Originally written: Summer 2010

“By the way, guys, the sex was great.” This is how another one of our American friends, Martha, an English teacher at Henan University, bade us farewell each time upon leaving our dorm for the teacher housing on campus. This despite the fact that we never had sex. She enjoyed referencing the apparent fact that anytime an exchange student had a foreign visitor over to the dorms, at any time of day, it was automatically assumed by the residential staff to be for sex. You could tell because these ladies, aged twenty to forty and usually very somber and stoic in their lime-green jackets, would start to giggle uncontrollably as soon as you escorted your friend up the stairs to the dorm rooms. It was very funny and almost cute, if you could get past the individual embarrassment and apparently promiscuous image you were giving to your race and culture as a whole. But they were perfectly fine with it—there were no limitations on visitation, so long as you met your guest in the front foyer (which I suspect was as much for their own amusement as for any security measures). With Chinese visitors, however, this was not at all the case. Chinese students were not allowed in the foreign dorms past the foyer. We once argued with the lady at the front desk for ten minutes to get visitation rights for a Chinese friend for an equal amount of time, but that was the one exception to the rule and accompanied with much suspicion. Their logic really seemed to be: “Let the foreigners screw all they want, but keep them away from the Chinese girls” (or guys—the foreign dorms were both sexes, so either would apply; and maybe later I’ll relate the views I encountered in China on homosexuality). What made this whole situation even stranger was that, a few weeks into living there, we discovered the foreign “dorms” weren’t really even dorms at all—it was a hotel operated within the university grounds, where Chinese families constantly were checking in and out! Of five floors, only the top two or three were ever occupied by foreign students, and we would share this space with Chinese residents for weeks at a time. How the ladies distinguished between the Chinese customers and the Chinese students I’ll never know, but they did so consistently and were unbending on their rules regarding the latter.

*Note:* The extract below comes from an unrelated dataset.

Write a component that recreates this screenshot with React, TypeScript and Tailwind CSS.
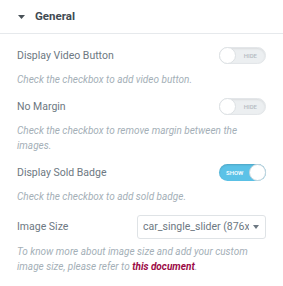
import React from 'react';

type ToggleProps = {
  on: boolean;
  label: string;
};

const Toggle: React.FC<ToggleProps> = ({ on, label }) => {
  if (on) {
    return (
      <div className="relative flex h-[17px] w-[47px] items-center rounded-full bg-[#5bc2e7] shadow-[inset_0_1px_2px_rgba(0,0,0,0.15)]">
        <span className="pl-[7px] text-[6px] font-medium uppercase text-white">{label}</span>
        <span className="absolute right-0 top-0 h-[17px] w-[17px] rounded-full border border-[#c7d5dc] bg-white" />
      </div>
    );
  }
  return (
    <div className="relative flex h-[17px] w-[47px] items-center justify-end rounded-full border border-[#e3e6e9] bg-[#eceff1] shadow-[inset_0_1px_2px_rgba(0,0,0,0.08)]">
      <span className="pr-[8px] text-[6px] font-medium uppercase text-[#b5bcc2]">{label}</span>
      <span className="absolute -left-px -top-px h-[17px] w-[17px] rounded-full border border-[#dde1e4] bg-white" />
    </div>
  );
};

type SwitchRowProps = {
  title: string;
  on: boolean;
  description: React.ReactNode;
};

const SwitchRow: React.FC<SwitchRowProps> = ({ title, on, description }) => (
  <div className="flex flex-col">
    <div className="flex h-[17px] items-center justify-between pr-[17px]">
      <span className="text-[10.5px] text-[#6d7882]">{title}</span>
      <Toggle on={on} label={on ? 'Show' : 'Hide'} />
    </div>
    <p className="mt-[8px] pr-[30px] text-[10px] italic leading-[15px] text-[#a4afb7]">{description}</p>
  </div>
);

export default function App() {
  return (
    <div className="h-[286px] w-[283px] overflow-hidden bg-white" style={{ fontFamily: 'Roboto, "Liberation Sans", sans-serif' }}>
      {/* section header */}
      <div className="flex h-[34px] items-center border-b border-[#e6e9ec] pl-[18px]">
        <svg width="7" height="4" viewBox="0 0 7 4" className="mt-px">
          <path d="M0 0h7L3.5 4z" fill="#495157" />
        </svg>
        <span className="ml-[10px] text-[11.5px] font-bold text-[#414a52]">General</span>
      </div>

      <div className="flex flex-col gap-[11px] pl-[17px] pt-[13px]">
        <SwitchRow title="Display Video Button" on={false} description="Check the checkbox to add video button." />
        <SwitchRow
          title="No Margin"
          on={false}
          description="Check the checkbox to remove margin between the images."
        />
        <SwitchRow title="Display Sold Badge" on description="Check the checkbox to add sold badge." />

        <div className="flex flex-col">
          <div className="flex items-center justify-between pr-[17px]">
            <span className="text-[10.5px] text-[#6d7882]">Image Size</span>
            <div className="flex h-[24px] w-[129px] items-center overflow-hidden rounded-[3px] border border-[#dfe3e6] pl-[5px] pr-[6px]">
              <span className="flex-1 overflow-hidden whitespace-nowrap text-[10.5px] text-[#6d7882]">car_single_slider (876x584)</span>
              <svg width="6" height="4" viewBox="0 0 6 4" className="ml-[4px] shrink-0">
                <path d="M0 0h6L3 4z" fill="#6d7882" />
              </svg>
            </div>
          </div>
          <p className="mt-[5px] pr-[30px] text-[10px] italic leading-[15px] text-[#a4afb7]">
            To know more about image size and add your custom image size, please refer to{' '}
            <span className="font-bold text-[#9b0a46]">this document</span>.
          </p>
        </div>
      </div>
    </div>
  );
}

Now, I don’t want to give an image of the residential staff as green-clad goblin wards monitoring the sex lives of their foreign charges. On the whole, they were wonderful ladies to whom we became rather attached by the end of the semester. If you went down early enough in the morning, around 6:30 or so, you would see them all lined up in their lime-green jackets, receiving their orders for the day from their superior who seemed in her thirties and wore a variant of a business suit that was decidedly not lime-green (it was navy-blue, I believe). They would then disperse to their various duties, which included manning the front desk, cleaning on all of the floors, clearing out rooms after customers or students left, and informing you, motherly-like, whether you were wearing enough clothing for the weather outside (this last one wasn’t actually an assignment, they just seemed to enjoy doing it, especially to me). If you came in late enough, after midnight I believe, they would have to unlock the doors for you; and if you came in really late, you’d have to knock hard enough for one of them to emerge from their tiny one-room office/sleeping quarters behind the desk, looking disheveled but often still sporting that lime-green jacket. They were fine ladies, and you went to them first if you had any questions about anything—they didn’t speak a word of English between them (actually, the youngest one might have understood a bit), but they were a tenacious bunch for understanding or being understood despite this. I came to think of them affectionately as our first line of defense in China, and not just against the possibility of Chinese girls sneaking into our dormitories. If we had a problem, these competent ladies had us covered, and if they couldn’t help us, at least we’d have a hilariously drawn-out sign language conversation trying to figure out whom, if anyone, in the city could. (Actually, due to frequent practice, theirs was among the first Chinese I began to understand competently.)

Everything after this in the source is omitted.